-- Begin Task data --

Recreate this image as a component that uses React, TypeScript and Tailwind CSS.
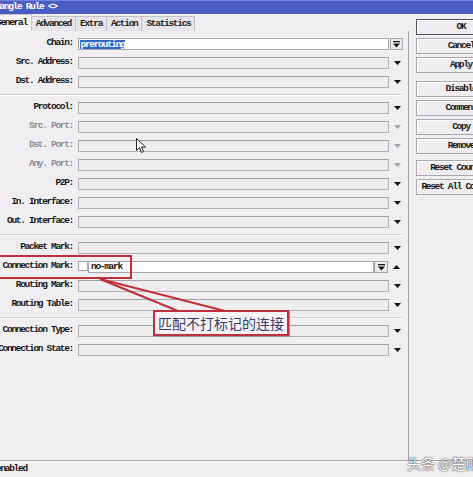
import React from "react";

type Row =
  | { kind: "sep" }
  | { kind: "field"; label: string; dim?: boolean; special?: "chain" | "mark" };

const rows: Row[] = [
  { kind: "field", label: "Chain:", special: "chain" },
  { kind: "field", label: "Src. Address:" },
  { kind: "field", label: "Dst. Address:" },
  { kind: "sep" },
  { kind: "field", label: "Protocol:" },
  { kind: "field", label: "Src. Port:", dim: true },
  { kind: "field", label: "Dst. Port:", dim: true },
  { kind: "field", label: "Any. Port:", dim: true },
  { kind: "field", label: "P2P:" },
  { kind: "field", label: "In. Interface:" },
  { kind: "field", label: "Out. Interface:" },
  { kind: "sep" },
  { kind: "field", label: "Packet Mark:" },
  { kind: "field", label: "Connection Mark:", special: "mark" },
  { kind: "field", label: "Routing Mark:" },
  { kind: "field", label: "Routing Table:" },
  { kind: "sep" },
  { kind: "field", label: "Connection Type:" },
  { kind: "field", label: "Connection State:" },
];

const buttonGroups = [
  ["OK", "Cancel", "Apply"],
  ["Disable", "Comment", "Copy", "Remove"],
  ["Reset Counters", "Reset All Counters"],
];

function Down({ dim }: { dim?: boolean }) {
  return (
    <svg width="7" height="4" viewBox="0 0 7 4" className="block">
      <polygon points="0,0 7,0 3.5,4" fill={dim ? "#a6a4a8" : "#111"} />
    </svg>
  );
}

function Up() {
  return (
    <svg width="7" height="4" viewBox="0 0 7 4" className="block">
      <polygon points="0,4 7,4 3.5,0" fill="#111" />
    </svg>
  );
}

function ListButton({ w }: { w: string }) {
  return (
    <div className={`${w} h-[12px] border border-[#a8a6aa] bg-[#ebe9ed] flex items-center justify-center`}>
      <svg width="7" height="7" viewBox="0 0 7 7" className="block">
        <rect x="0" y="0" width="7" height="1.2" fill="#111" />
        <polygon points="0,2.5 7,2.5 3.5,6.5" fill="#111" />
      </svg>
    </div>
  );
}

function FormRow({ row }: { row: Extract<Row, { kind: "field" }> }) {
  return (
    <div className="flex h-[19px] items-start">
      <div className="w-[74px] h-[19px] flex justify-end items-center pr-[1px]">
        <span className={`shrink-0 whitespace-nowrap ${row.dim ? "text-[#8e8c90]" : "text-[#161616]"}`}>
          {row.label}
        </span>
      </div>
      <div className="w-[4px]" />
      {row.special === "mark" ? (
        <>
          <div className="mt-[4px] w-[10px] h-[10px] border border-[#a8a6aa] bg-white" />
          <div className="mt-[4px] w-[286px] h-[12px] border border-[#a8a6aa] bg-white flex items-center pl-[2px] text-[#111]">
            no-mark
          </div>
          <div className="mt-[4px]">
            <ListButton w="w-[14px]" />
          </div>
          <div className="mt-[8px] ml-[5px]">
            <Up />
          </div>
        </>
      ) : row.special === "chain" ? (
        <>
          <div className="mt-[4px] w-[311px] h-[12px] border border-[#a8a6aa] bg-white flex items-center pl-[1px]">
            <span className="bg-[#3169c6] text-white leading-[9px] px-[0.5px]">prerouting</span>
          </div>
          <div className="mt-[4px] ml-[1px]">
            <ListButton w="w-[13px]" />
          </div>
        </>
      ) : (
        <>
          <div className="mt-[4px] w-[311px] h-[12px] border border-[#b3b1b5] border-t-[#a3a1a5] bg-[#eeecef]" />
          <div className="mt-[8px] ml-[5px]">
            <Down dim={row.dim} />
          </div>
        </>
      )}
    </div>
  );
}

export default function App() {
  return (
    <div className="relative w-[473px] h-[477px] overflow-hidden bg-[#f0eef1] flex flex-col font-['Liberation_Mono',monospace] text-[9.5px] font-bold tracking-[-1.3px]">
      {/* title bar */}
      <div className="h-[14px] shrink-0 bg-[#4b5cc3] border-t border-[#7384dc] flex items-center text-white whitespace-nowrap">
        <span className="ml-[-5px]">Mangle Rule &lt;&gt;</span>
      </div>

      <div className="flex flex-1 min-h-0">
        {/* left panel */}
        <div className="w-[409px] shrink-0 flex flex-col">
          <div className="h-[17px] flex items-end ml-[-9px] whitespace-nowrap">
            <div className="h-[17px] px-[4px] border-x border-t border-[#c6c4c8] border-l-white bg-[#f7f6f8] flex items-center text-[#111]">
              General
            </div>
            {["Advanced", "Extra", "Action", "Statistics"].map((t) => (
              <div
                key={t}
                className="h-[15px] px-[4px] border-r border-t border-[#c3c1c5] bg-[#e7e5e9] flex items-center text-[#222]"
              >
                {t}
              </div>
            ))}
          </div>
          <div className="flex-1 border-r border-[#a6a4a8] pt-[3px]">
            {rows.map((row, i) =>
              row.kind === "sep" ? (
                <div key={i} className="h-[7px] flex items-center pr-[6px]">
                  <div className="w-full h-[2px] border-t border-[#d3d1d5] border-b border-b-white" />
                </div>
              ) : (
                <FormRow key={i} row={row} />
              )
            )}
          </div>
        </div>

        {/* buttons */}
        <div className="flex-1 pl-[7px] pt-[5px] flex flex-col gap-[8px]">
          {buttonGroups.map((g, gi) => (
            <div key={gi} className={`flex flex-col gap-[3px] ${gi === 2 ? "mt-[-2px]" : ""}`}>
              {g.map((b) => (
                <div
                  key={b}
                  className={`w-[90px] h-[16px] shrink-0 flex items-center justify-center whitespace-nowrap bg-[#efedf0] border text-[#161616] shadow-[inset_1px_1px_0_#ffffff] ${
                    b === "OK" ? "border-[#55535a]" : "border-[#a9a7ab]"
                  }`}
                >
                  {b}
                </div>
              ))}
            </div>
          ))}
        </div>
      </div>

      {/* status bar */}
      <div className="h-[17px] shrink-0 border-t border-[#a5a3a7] flex items-center">
        <div className="w-full h-full border-t border-white flex items-center">
          <span className="ml-[-4px] text-[#161616]">enabled</span>
        </div>
      </div>

      {/* annotation: red frame around label */}
      <div className="absolute left-[-2px] top-[255px] w-[134px] h-[24px] border-2 border-[#c0303c]" />

      {/* annotation: callout tail */}
      <svg className="absolute left-0 top-0 pointer-events-none" width="473" height="477">
        <line x1="100" y1="279" x2="178" y2="311" stroke="#c0303c" strokeWidth="2" />
        <line x1="100" y1="279" x2="225" y2="311" stroke="#c0303c" strokeWidth="2" />
      </svg>

      {/* annotation: callout box */}
      <div className="absolute left-[153px] top-[310px] w-[136px] h-[26px] border-2 border-[#c0303c] bg-[#f5f2f6] shadow-[1px_1px_0_#9a989c] flex items-center justify-center font-['Noto_Sans_CJK_SC',sans-serif] font-normal tracking-normal text-[14px] text-[#373c6c]">
        匹配不打标记的连接
      </div>

      {/* mouse cursor */}
      <svg className="absolute left-[136px] top-[138px]" width="10" height="16" viewBox="0 0 10 16">
        <path d="M0.5 0.5 L0.5 12.5 L3.5 9.5 L5.5 14.5 L7.5 13.5 L5.5 9 L9.5 9 Z" fill="#fff" stroke="#222" strokeWidth="1" />
      </svg>

      {/* watermark */}
      <div className="absolute left-[407px] top-[453px] whitespace-nowrap font-['Noto_Sans_CJK_SC',sans-serif] font-normal tracking-normal text-[14px] text-white [text-shadow:0_0_1px_#222,0_0_2px_#555]">
        头条 @楚顾
      </div>
    </div>
  );
}
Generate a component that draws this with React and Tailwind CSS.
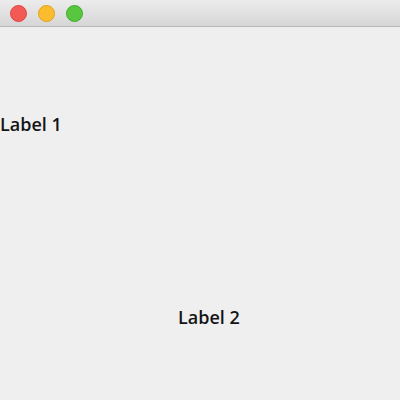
export default function App() {
  return (
    <div className="w-[400px] h-[400px] bg-[#efefef] flex flex-col overflow-hidden" style={{ fontFamily: '"Open Sans", sans-serif' }}>
      <div className="h-[27px] shrink-0 bg-gradient-to-b from-[#ececec] to-[#d6d6d6] border-b border-[#b9b9b9] flex items-center pl-[10px] gap-[11px]">
        <div className="w-[17px] h-[17px] rounded-full bg-[#f25a56] border border-[#e0443e]" />
        <div className="w-[17px] h-[17px] rounded-full bg-[#fbbd2e] border border-[#e1a116]" />
        <div className="w-[17px] h-[17px] rounded-full bg-[#58c73f] border border-[#3fac2a]" />
      </div>
      <div className="flex flex-col text-[18px] font-semibold text-[#141414] leading-none">
        <div className="mt-[88px] ml-0">Label 1</div>
        <div className="mt-[175px] ml-[178px]">Label 2</div>
      </div>
    </div>
  );
}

-- End Task data --

Task details
Find out how many lines in the listing contain the string "component". Give the number alone.

Output for this exercise
2